▶ _Task prompt_:
Each line of the listing must be transcribed exactly, except for the images, which should be excluded.

== == ==

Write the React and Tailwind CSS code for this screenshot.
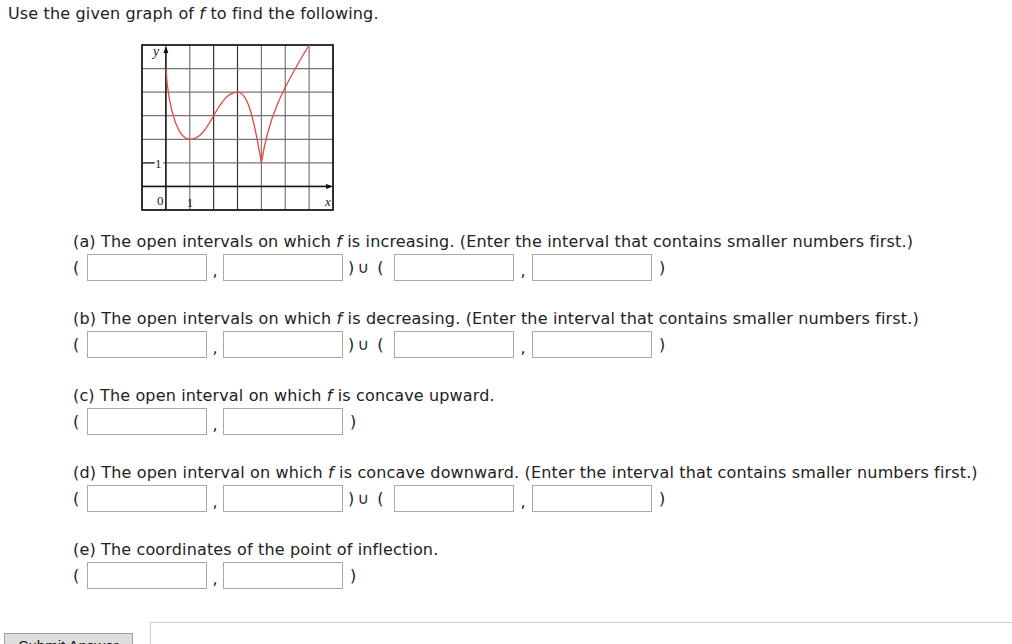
import { useState } from 'react';

const COLS = 8;
const ROWS = 7;
const CW = 191 / COLS;
const RH = 165 / ROWS;

// graph coordinates -> svg pixels (origin at column 1, row 6)
const gx = (x) => 1 + CW * (x + 1);
const gy = (y) => 1 + RH * (6 - y);

const Graph = () => {
  const curve = [
    `M ${gx(0)} ${gy(5)}`,
    `C ${gx(0.12)} ${gy(3.1)}, ${gx(0.55)} ${gy(2)}, ${gx(1)} ${gy(2)}`,
    `C ${gx(1.45)} ${gy(2)}, ${gx(1.72)} ${gy(2.5)}, ${gx(2)} ${gy(3)}`,
    `C ${gx(2.3)} ${gy(3.55)}, ${gx(2.6)} ${gy(4)}, ${gx(3)} ${gy(4)}`,
    `C ${gx(3.4)} ${gy(4)}, ${gx(3.65)} ${gy(3.1)}, ${gx(4)} ${gy(1)}`,
    `C ${gx(4.3)} ${gy(2.9)}, ${gx(4.8)} ${gy(4)}, ${gx(6)} ${gy(6)}`,
  ].join(' ');

  return (
    <svg width="194" height="168" viewBox="0 0 194 168" className="block">
      {Array.from({ length: COLS + 1 }).map((_, i) => (
        <line
          key={'v' + i}
          x1={1 + i * CW}
          y1="1"
          x2={1 + i * CW}
          y2="166"
          stroke={i === 3 || i === 4 ? '#333' : '#777'}
          strokeWidth="1.2"
        />
      ))}
      {Array.from({ length: ROWS + 1 }).map((_, i) => (
        <line
          key={'h' + i}
          x1="1"
          y1={1 + i * RH}
          x2="192"
          y2={1 + i * RH}
          stroke="#777"
          strokeWidth="1.2"
        />
      ))}
      <rect x="1" y="1" width="191" height="165" fill="none" stroke="#111" strokeWidth="1.6" />
      {/* axes */}
      <line x1={gx(0)} y1="166" x2={gx(0)} y2="4" stroke="#111" strokeWidth="1.4" />
      <polygon points={`${gx(0)},2 ${gx(0) - 2.5},9 ${gx(0) + 2.5},9`} fill="#111" />
      <line x1="1" y1={gy(0)} x2="189" y2={gy(0)} stroke="#111" strokeWidth="1.4" />
      <polygon points={`192,${gy(0)} 185,${gy(0) - 2.5} 185,${gy(0) + 2.5}`} fill="#111" />
      {/* labels */}
      <rect x="13" y={gy(1) - 6} width="9" height="12" fill="white" />
      <line x1="1" y1={gy(1)} x2="14" y2={gy(1)} stroke="#333" strokeWidth="1.2" />
      <text x="14" y={gy(1) + 5} fontFamily="'Liberation Serif', serif" fontSize="13" fill="#222">1</text>
      <text x="16" y="161" fontFamily="'Liberation Serif', serif" fontSize="13" fill="#222">0</text>
      <text x={gx(1) - 3} y="163" fontFamily="'Liberation Serif', serif" fontSize="13" fill="#222">1</text>
      <text x="12" y="12" fontFamily="'Liberation Serif', serif" fontStyle="italic" fontSize="14" fill="#222">y</text>
      <text x="184" y="162" fontFamily="'Liberation Serif', serif" fontStyle="italic" fontSize="13" fill="#222">x</text>
      <path d={curve} fill="none" stroke="#e0493e" strokeWidth="1.3" />
    </svg>
  );
};

const Box = () => <input type="text" className="w-[120px] h-[27px] border border-[#a9a9a9] bg-white outline-none px-1" />;

const Pair = ({ wide }) => (
  <>
    <Box />
    <span className={`${wide ? 'w-[18px]' : 'w-[16px]'} shrink-0 text-center relative top-[3px]`}>,</span>
    <Box />
  </>
);

const Question = ({ label, children, union, top }) => (
  <div className={top}>
    <div className="leading-[18px]">
      {label} {children}
    </div>
    <div className="flex items-center mt-[3px] h-[27px]">
      <span className="w-[14px] shrink-0">(</span>
      <Pair />
      {union ? (
        <>
          <span className="w-[51px] shrink-0 flex pl-[5px]">
            <span>)</span>
            <span className="ml-[3px]">∪</span>
            <span className="ml-[8px]">(</span>
          </span>
          <Pair wide />
        </>
      ) : null}
      <span className="ml-[7px]">)</span>
    </div>
  </div>
);

const HINT = ' (Enter the interval that contains smaller numbers first.)';

export default function App() {
  const [hover, setHover] = useState(false);

  return (
    <div className="w-[1012px] h-[644px] overflow-hidden bg-white text-[#222] text-[16px] tracking-[0.15px] font-['Verdana','DejaVu_Sans',sans-serif]">
      <div className="pl-2 pt-[5px] leading-[18px]">
        Use the given graph of <i>f</i> to find the following.
      </div>
      <div className="ml-[141px] mt-[21px]">
        <Graph />
      </div>
      <div className="ml-[73px]">
        <Question top="mt-[21px]" label="(a)" union>
          The open intervals on which <i>f</i> is increasing.{HINT}
        </Question>
        <Question top="mt-[29px]" label="(b)" union>
          The open intervals on which <i>f</i> is decreasing.{HINT}
        </Question>
        <Question top="mt-[29px]" label="(c)">
          The open interval on which <i>f</i> is concave upward.
        </Question>
        <Question top="mt-[29px]" label="(d)" union>
          The open interval on which <i>f</i> is concave downward.{HINT}
        </Question>
        <Question top="mt-[29px]" label="(e)">
          The coordinates of the point of inflection.
        </Question>
      </div>
      <div className="flex items-start mt-[33px]">
        <button
          onMouseEnter={() => setHover(true)}
          onMouseLeave={() => setHover(false)}
          className={`ml-[4px] mt-[11px] w-[129px] pt-[3px] pb-[6px] leading-[18px] border border-[#a0a0a0] text-[15px] tracking-normal text-[#111] font-['Liberation_Sans',Arial,sans-serif] ${hover ? 'bg-[#e5e5e5]' : 'bg-[#dddddd]'}`}
        >
          Submit Answer
        </button>
        <div className="ml-[17px] flex-1 h-[40px] border border-[#cccccc] border-r-0"></div>
      </div>
    </div>
  );
}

== == ==

▶ _Answer to this task_:
Write the React and Tailwind CSS code for this screenshot.
import { useState } from 'react';

const COLS = 8;
const ROWS = 7;
const CW = 191 / COLS;
const RH = 165 / ROWS;

// graph coordinates -> svg pixels (origin at column 1, row 6)
const gx = (x) => 1 + CW * (x + 1);
const gy = (y) => 1 + RH * (6 - y);

const Graph = () => {
  const curve = [
    `M ${gx(0)} ${gy(5)}`,
    `C ${gx(0.12)} ${gy(3.1)}, ${gx(0.55)} ${gy(2)}, ${gx(1)} ${gy(2)}`,
    `C ${gx(1.45)} ${gy(2)}, ${gx(1.72)} ${gy(2.5)}, ${gx(2)} ${gy(3)}`,
    `C ${gx(2.3)} ${gy(3.55)}, ${gx(2.6)} ${gy(4)}, ${gx(3)} ${gy(4)}`,
    `C ${gx(3.4)} ${gy(4)}, ${gx(3.65)} ${gy(3.1)}, ${gx(4)} ${gy(1)}`,
    `C ${gx(4.3)} ${gy(2.9)}, ${gx(4.8)} ${gy(4)}, ${gx(6)} ${gy(6)}`,
  ].join(' ');

  return (
    <svg width="194" height="168" viewBox="0 0 194 168" className="block">
      {Array.from({ length: COLS + 1 }).map((_, i) => (
        <line
          key={'v' + i}
          x1={1 + i * CW}
          y1="1"
          x2={1 + i * CW}
          y2="166"
          stroke={i === 3 || i === 4 ? '#333' : '#777'}
          strokeWidth="1.2"
        />
      ))}
      {Array.from({ length: ROWS + 1 }).map((_, i) => (
        <line
          key={'h' + i}
          x1="1"
          y1={1 + i * RH}
          x2="192"
          y2={1 + i * RH}
          stroke="#777"
          strokeWidth="1.2"
        />
      ))}
      <rect x="1" y="1" width="191" height="165" fill="none" stroke="#111" strokeWidth="1.6" />
      {/* axes */}
      <line x1={gx(0)} y1="166" x2={gx(0)} y2="4" stroke="#111" strokeWidth="1.4" />
      <polygon points={`${gx(0)},2 ${gx(0) - 2.5},9 ${gx(0) + 2.5},9`} fill="#111" />
      <line x1="1" y1={gy(0)} x2="189" y2={gy(0)} stroke="#111" strokeWidth="1.4" />
      <polygon points={`192,${gy(0)} 185,${gy(0) - 2.5} 185,${gy(0) + 2.5}`} fill="#111" />
      {/* labels */}
      <rect x="13" y={gy(1) - 6} width="9" height="12" fill="white" />
      <line x1="1" y1={gy(1)} x2="14" y2={gy(1)} stroke="#333" strokeWidth="1.2" />
      <text x="14" y={gy(1) + 5} fontFamily="'Liberation Serif', serif" fontSize="13" fill="#222">1</text>
      <text x="16" y="161" fontFamily="'Liberation Serif', serif" fontSize="13" fill="#222">0</text>
      <text x={gx(1) - 3} y="163" fontFamily="'Liberation Serif', serif" fontSize="13" fill="#222">1</text>
      <text x="12" y="12" fontFamily="'Liberation Serif', serif" fontStyle="italic" fontSize="14" fill="#222">y</text>
      <text x="184" y="162" fontFamily="'Liberation Serif', serif" fontStyle="italic" fontSize="13" fill="#222">x</text>
      <path d={curve} fill="none" stroke="#e0493e" strokeWidth="1.3" />
    </svg>
  );
};

const Box = () => <input type="text" className="w-[120px] h-[27px] border border-[#a9a9a9] bg-white outline-none px-1" />;

const Pair = ({ wide }) => (
  <>
    <Box />
    <span className={`${wide ? 'w-[18px]' : 'w-[16px]'} shrink-0 text-center relative top-[3px]`}>,</span>
    <Box />
  </>
);

const Question = ({ label, children, union, top }) => (
  <div className={top}>
    <div className="leading-[18px]">
      {label} {children}
    </div>
    <div className="flex items-center mt-[3px] h-[27px]">
      <span className="w-[14px] shrink-0">(</span>
      <Pair />
      {union ? (
        <>
          <span className="w-[51px] shrink-0 flex pl-[5px]">
            <span>)</span>
            <span className="ml-[3px]">∪</span>
            <span className="ml-[8px]">(</span>
          </span>
          <Pair wide />
        </>
      ) : null}
      <span className="ml-[7px]">)</span>
    </div>
  </div>
);

const HINT = ' (Enter the interval that contains smaller numbers first.)';

export default function App() {
  const [hover, setHover] = useState(false);

  return (
    <div className="w-[1012px] h-[644px] overflow-hidden bg-white text-[#222] text-[16px] tracking-[0.15px] font-['Verdana','DejaVu_Sans',sans-serif]">
      <div className="pl-2 pt-[5px] leading-[18px]">
        Use the given graph of <i>f</i> to find the following.
      </div>
      <div className="ml-[141px] mt-[21px]">
        <Graph />
      </div>
      <div className="ml-[73px]">
        <Question top="mt-[21px]" label="(a)" union>
          The open intervals on which <i>f</i> is increasing.{HINT}
        </Question>
        <Question top="mt-[29px]" label="(b)" union>
          The open intervals on which <i>f</i> is decreasing.{HINT}
        </Question>
        <Question top="mt-[29px]" label="(c)">
          The open interval on which <i>f</i> is concave upward.
        </Question>
        <Question top="mt-[29px]" label="(d)" union>
          The open interval on which <i>f</i> is concave downward.{HINT}
        </Question>
        <Question top="mt-[29px]" label="(e)">
          The coordinates of the point of inflection.
        </Question>
      </div>
      <div className="flex items-start mt-[33px]">
        <button
          onMouseEnter={() => setHover(true)}
          onMouseLeave={() => setHover(false)}
          className={`ml-[4px] mt-[11px] w-[129px] pt-[3px] pb-[6px] leading-[18px] border border-[#a0a0a0] text-[15px] tracking-normal text-[#111] font-['Liberation_Sans',Arial,sans-serif] ${hover ? 'bg-[#e5e5e5]' : 'bg-[#dddddd]'}`}
        >
          Submit Answer
        </button>
        <div className="ml-[17px] flex-1 h-[40px] border border-[#cccccc] border-r-0"></div>
      </div>
    </div>
  );
}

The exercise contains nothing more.